Make survival curves with predictions:

In [63]:
resps = [resp5, resp6, resp7, resp8]
sf_map_pred = ResampleSurvivalByDecade(resps, predict_flag=True)

This function plots survival curves:

In [64]:
def PlotSurvivalFunctionByDecade(sf_map, predict_flag=False):
    thinkplot.PrePlot(len(sf_map))

    for name, sf_seq in sorted(sf_map.iteritems(), reverse=True):
        ts, rows = MakeSurvivalCI(sf_seq, [10, 50, 90])
        thinkplot.FillBetween(ts, rows[0], rows[2], color='gray')
        if predict_flag:
            thinkplot.Plot(ts, rows[1], color='gray')
        else:
            thinkplot.Plot(ts, rows[1], label='%d0s'%name)

    thinkplot.Config(xlabel='age(years)', ylabel='prob unmarried',
                     xlim=[15, 45], ylim=[0, 1], legend=True, loc='upper right')

Now we can plot results without predictions:

In [65]:
PlotSurvivalFunctionByDecade(sf_map)
#thinkplot.Save(root='survival_talk8', formats=['png'])

And plot again with predictions:

In [66]:
PlotSurvivalFunctionByDecade(sf_map_pred, predict_flag=True)
PlotSurvivalFunctionByDecade(sf_map)
#thinkplot.Save(root='survival_talk9', formats=['png'])

The gray regions show the confidence intervals for the estimates and predictions.

Although the last two cohorts are lagging their predecessors, if we assume that their hazard function from here out will be similar to previous cohorts, they are on track to reach marriage rates at age 45 that are similar to previous cohorts.

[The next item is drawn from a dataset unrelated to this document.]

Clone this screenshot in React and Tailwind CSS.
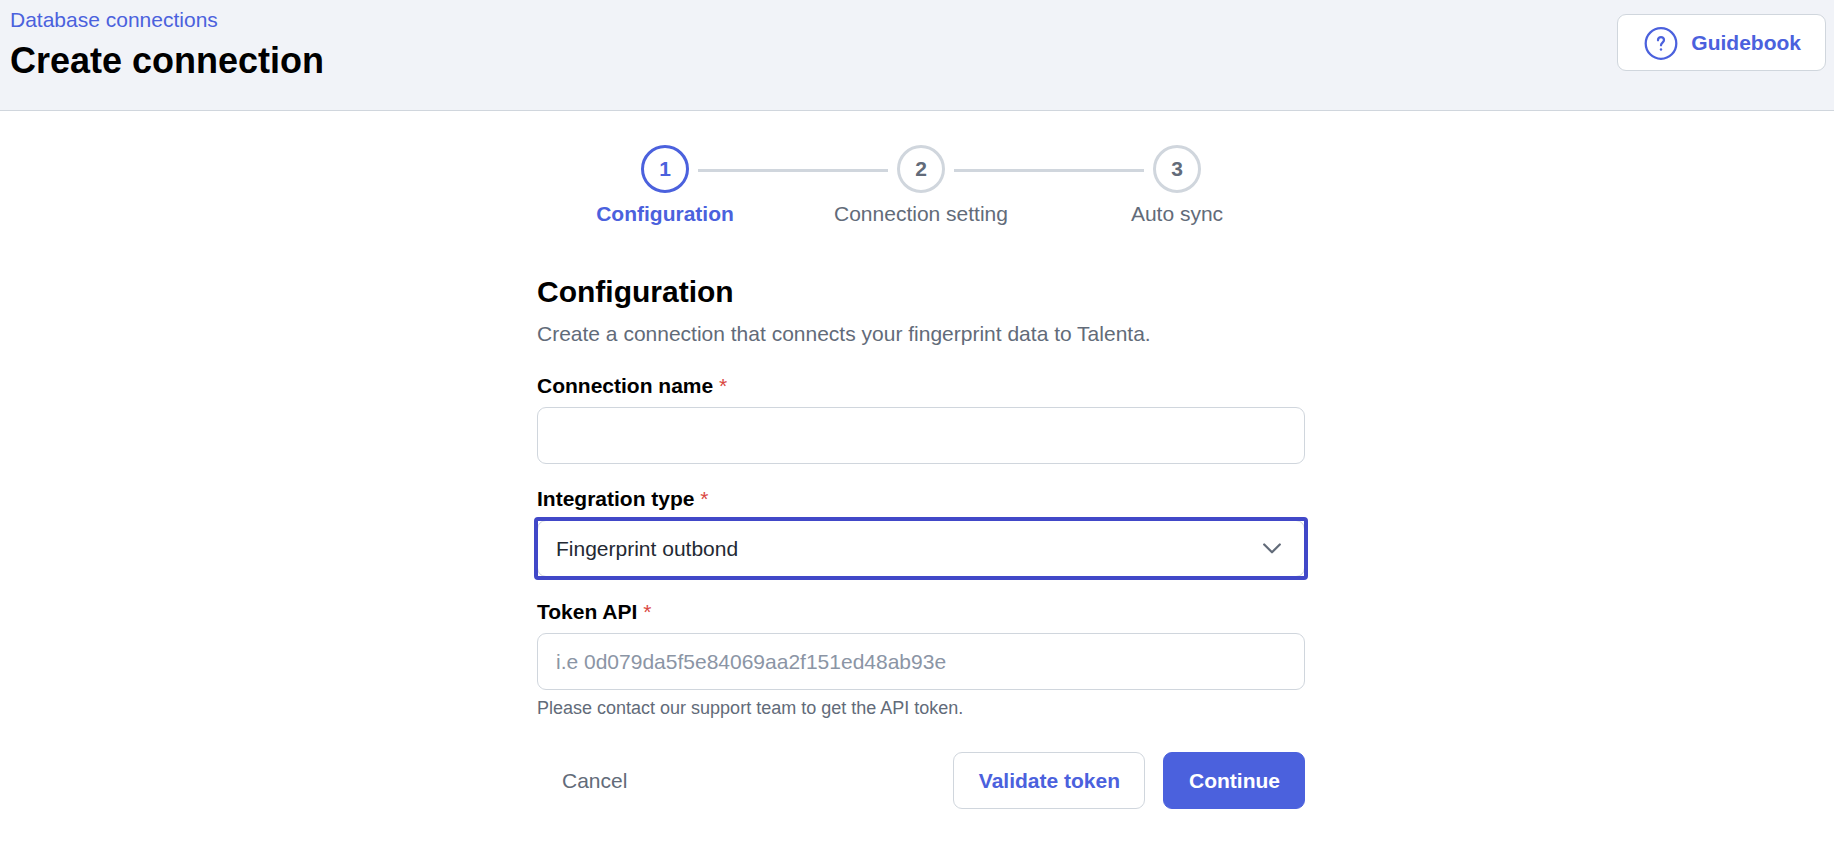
import { useState } from 'react';
import clsx from 'clsx';

const steps = ['Configuration', 'Connection setting', 'Auto sync'];

const inputClass =
  'block h-[57px] w-full rounded-[9px] border border-[#d0d6dd] bg-white px-[18px] text-[#232933] placeholder:text-[#8b95a5] placeholder:opacity-100 focus:outline-none';

const buttonClass = 'flex h-[57px] items-center gap-3 rounded-[9px] border pr-6 pl-[25px] font-bold';

const HelpIcon = () => (
  <svg viewBox="0 0 24 24" className="size-9" fill="none" stroke="currentColor" strokeWidth="1.5" strokeLinecap="round" strokeLinejoin="round" aria-hidden="true">
    <circle cx="12" cy="12.3" r="10.2" />
    <path d="M10 10.2V10a2 2 0 0 1 4 0c0 1.7-2 1.8-2 3.5" />
    <circle cx="12" cy="16.3" r="0.8" fill="currentColor" stroke="none" />
  </svg>
);

const ChevronIcon = () => (
  <svg viewBox="0 0 24 24" className="pointer-events-none absolute inset-y-0 right-[15px] my-auto size-9" fill="none" stroke="#626b79" strokeWidth="1.5" strokeLinecap="round" strokeLinejoin="round" aria-hidden="true">
    <path d="M6.8 9 12 14.2 17.2 9" />
  </svg>
);

const Stepper = ({ current }) => (
  <ol className="grid grid-cols-3">
    {steps.map((step, index) => {
      const active = index === current;
      return (
        <li key={step} aria-current={active ? 'step' : undefined} className="flex flex-col items-center gap-1.5">
          <div className="flex w-full items-center">
            <span className={clsx('mt-0.5 mr-[9px] h-[3px] flex-1', index > 0 && 'bg-[#d0d6dd]')} />
            <span
              className={clsx(
                'flex size-12 items-center justify-center rounded-full border-3 font-bold',
                active ? 'border-[#4b61dd] text-[#4b61dd]' : 'border-[#d0d6dd] text-[#626b79]'
              )}
            >
              {index + 1}
            </span>
            <span className={clsx('mt-0.5 ml-[9px] h-[3px] flex-1', index < steps.length - 1 && 'bg-[#d0d6dd]')} />
          </div>
          <span className={active ? 'font-bold text-[#4b61dd]' : 'text-[#626b79]'}>{step}</span>
        </li>
      );
    })}
  </ol>
);

const Field = ({ id, label, children }) => (
  <div>
    <label htmlFor={id} className="mb-1.5 block font-bold text-black">
      {label} <span className="font-normal text-[#da473f]">*</span>
    </label>
    {children}
  </div>
);

const App = () => {
  const [name, setName] = useState('');
  const [type, setType] = useState('outbond');
  const [token, setToken] = useState('');

  return (
    <div className="min-h-screen bg-white font-['Liberation_Sans',Arial,sans-serif] text-[21px] leading-[30px]">
      <header className="flex items-start justify-between border-b border-[#d0d6dd] bg-[#f1f3f8] px-2 pt-[5px] pb-[23px]">
        <div className="pl-0.5">
          <a href="#connections" className="block text-[#4b61dd]">Database connections</a>
          <h1 className="text-4xl leading-[52px] font-bold text-black">Create connection</h1>
        </div>
        <button type="button" className={clsx(buttonClass, 'mt-[9px] border-[#d0d6dd] bg-white text-[#4b61dd]')}>
          <HelpIcon />
          Guidebook
        </button>
      </header>

      <main className="pt-[34px] pb-[34px] pl-2">
        <div className="mx-auto max-w-3xl">
          <Stepper current={0} />

          <form onSubmit={(e) => e.preventDefault()} className="mt-[43px]">
            <h2 className="text-3xl leading-10 font-bold text-black">Configuration</h2>
            <p className="mt-[7px] text-[#626b79]">
              Create a connection that connects your fingerprint data to Talenta.
            </p>

            <div className="mt-[22px] space-y-5">
              <Field id="name" label="Connection name">
                <input id="name" type="text" value={name} onChange={(e) => setName(e.target.value)} className={inputClass} />
              </Field>

              <Field id="type" label="Integration type">
                <div className="relative rounded-[1px] outline-4 -outline-offset-1 outline-[#4148c8]">
                  <select
                    id="type"
                    value={type}
                    onChange={(e) => setType(e.target.value)}
                    className={clsx(inputClass, 'appearance-none')}
                  >
                    <option value="outbond">Fingerprint outbond</option>
                  </select>
                  <ChevronIcon />
                </div>
              </Field>

              <Field id="token" label="Token API">
                <input
                  id="token"
                  type="text"
                  value={token}
                  onChange={(e) => setToken(e.target.value)}
                  placeholder="i.e 0d079da5f5e84069aa2f151ed48ab93e"
                  aria-describedby="token-help"
                  className={inputClass}
                />
                <p id="token-help" className="mt-1 text-lg leading-7 text-[#626b79]">
                  Please contact our support team to get the API token.
                </p>
              </Field>
            </div>

            <div className="mt-[30px] flex items-center justify-between">
              <button type="button" className="h-[57px] px-[25px] text-[#626b79]">Cancel</button>
              <div className="flex gap-[18px]">
                <button type="button" className={clsx(buttonClass, 'border-[#d0d6dd] bg-white text-[#4b61dd]')}>
                  Validate token
                </button>
                <button type="submit" className={clsx(buttonClass, 'border-[#4b61dd] bg-[#4b61dd] text-white')}>
                  Continue
                </button>
              </div>
            </div>
          </form>
        </div>
      </main>
    </div>
  );
};

export default App;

Also, at the risk of overinterpreting noise, it looks like the 90s cohort might have delayed marriage in the last few years and then made up for lost time, possibly as a reaction to an improving economy. To investigate that conjecture, it would be useful to cut a different cross section of this data, with time on the x-axis, rather than age.